The pace of life in New Orleans sounded something like “slow down” and it was what I needed when I left Las Vegas the last time. I did, too; I slowed down as much as I could while still making forward progress. It was needed; a welcome break after working very hard for a very long time and no longer being certain of if it was even what I wanted to be doing. I took that time to regroup and decided to move on to someplace else when I had. Amsterdam was someplace I’d wanted to try for years and while the moment that I acted on it wasn’t the most opportune I needed to try at very least. I had three months and a backup plan to go to New York or Las Vegas if it didn’t work, so here we are.
She came home from an audition this morning and crawled back into bed with me; she’d left early and was done before I woke. I’d slept late for a change; something I’d been unable to do since returning. We only have one set of keys at the moment and she’d left without them, so she had to call me to open the door for her. I went back to bed and she followed, undressing before she slipped under the covers and into my arms. I nuzzled her lightly and she told me how the audition had gone; she hadn’t gotten the part, but she’d gotten a lot of good feedback and met some new people who told her about another audition later in the day.
It’d been good for her to dance again, to move. I can tell the difference in her when she’s been holding still for too long. Today, she felt like movement and it appealed to me. I slid my hands over her firm legs and then between them, making her come once, twice, three times before deciding that I was too turned on to let it go at that. We fool around all the time; making each other come much more often without intercourse than with, but that means that when we do have sex, it’s because we are both in the mood, both want it and by virtue of the waiting, the wanting, it’s very, very good.
Carina
Circus Wanted
A pair of misfits is seeking a circus to join. We have skills of all sorts, including lion taming (ok, they aren’t really lions; chihuahuas with lion cuts, but it’s great, trust me), fire breathing (this isn’t always intentional, but it’s kept mostly under control), tumbling (this happens most often after attempts at breathing fire) and all sorts of dazzling feats that are sure to draw a crowd. We’ll work for cheap (you can pay us in booze and tutu’s), take up little space (though we are raising a mouse army that requires a good deal of pampering) and have our things packed. Looking to start immediately.

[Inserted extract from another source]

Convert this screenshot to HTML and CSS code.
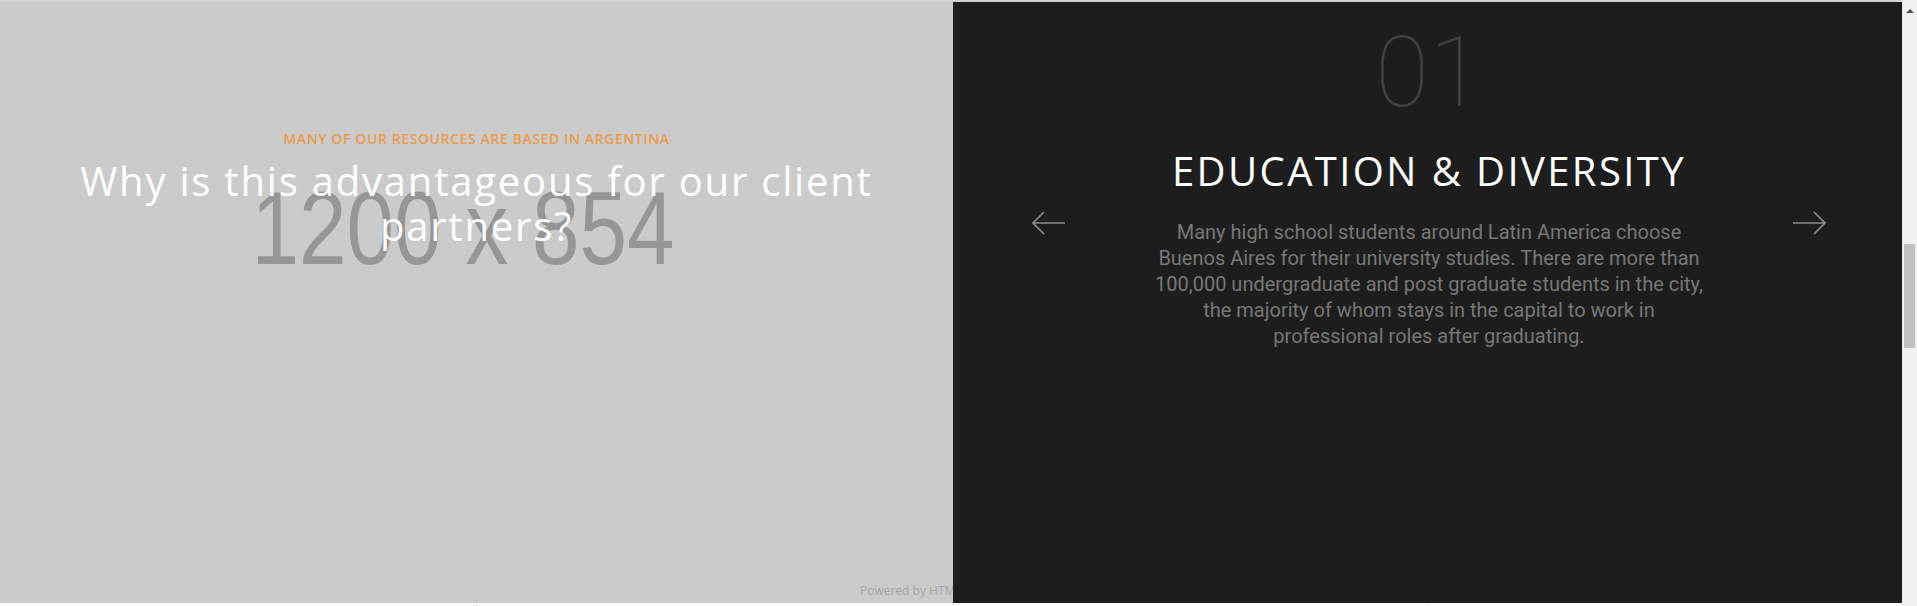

I’d written this post on craigslist as part of the correspondence between Carina and I and I was holding the response in my hand. I looked at the ornate handwriting on the postcard and without reading a single word I knew who it was from. Her penmanship always made it seem that the address was drawn and not written. I walked outside of the mail service with my keys still in hand and I looked at the front of the card. It was a David Lachapelle print full of vivid colors and pretty faces. It had a circus-like quality to it that felt like Carina through and through. We’d been sending one another books and trinkets, postcards and letters for a long time, keeping a distance and sometimes falling out of contact, but always finding one another again.
I’d known Carina for almost three years before we ever spoke on the phone and still to this day we’ve never met in person. We became acquainted by accident in a webcam chat room that I was monitoring, when I mistook her for someone that I knew. By the time that I figured out that she wasn’t who I thought she was, I was already enjoying the conversation so it didn’t matter. It sort of reminded me of a time when I was very young (first grade perhaps) and had let a helium balloon go with a note attached to it that had my address on it. I’d gotten a pen pal that lived not far from me in exchange for one red balloon.
She’d sparked my interested initially because she was a photographer as well, as fetish was her speciality. She photographed live shows and identified herself as a domme, so we had more than a few things in common. From what I could see of her photo’s she seemed like someone that I’d want to have model for me; as we talked more it seemed less important to have her model for me and more important that I should know her.
When we finally did speak on the phone, I was taken by the dreamy quality of her voice (which matched her hand writing perfectly). I thought that if I’d ever created an imaginary friend for myself, it would have been Carina Crash and if you told me that I’d dreamed her, I’d hesitate to tell you otherwise. We talked for hours at a time, making lofty plans and discussing our own personal trials and tribulation. We laughed, which was something that I really needed just then. She had a knack for calling when I needed to take my mind off of something that was troubling me and after a few minutes on the phone with her I’d usually forget what I’d been blue about.
No matter where life has takes either of us, I feel these years later that I’ll always have a friend in Carina Crash. When we finally do meet in person it’ll be a monumental occasion that will be filled with great pomp and circumstance. It’ll be befitting of a friendship that has grown even without our ever having formally met; it’ll be as though as though the circus has come to town.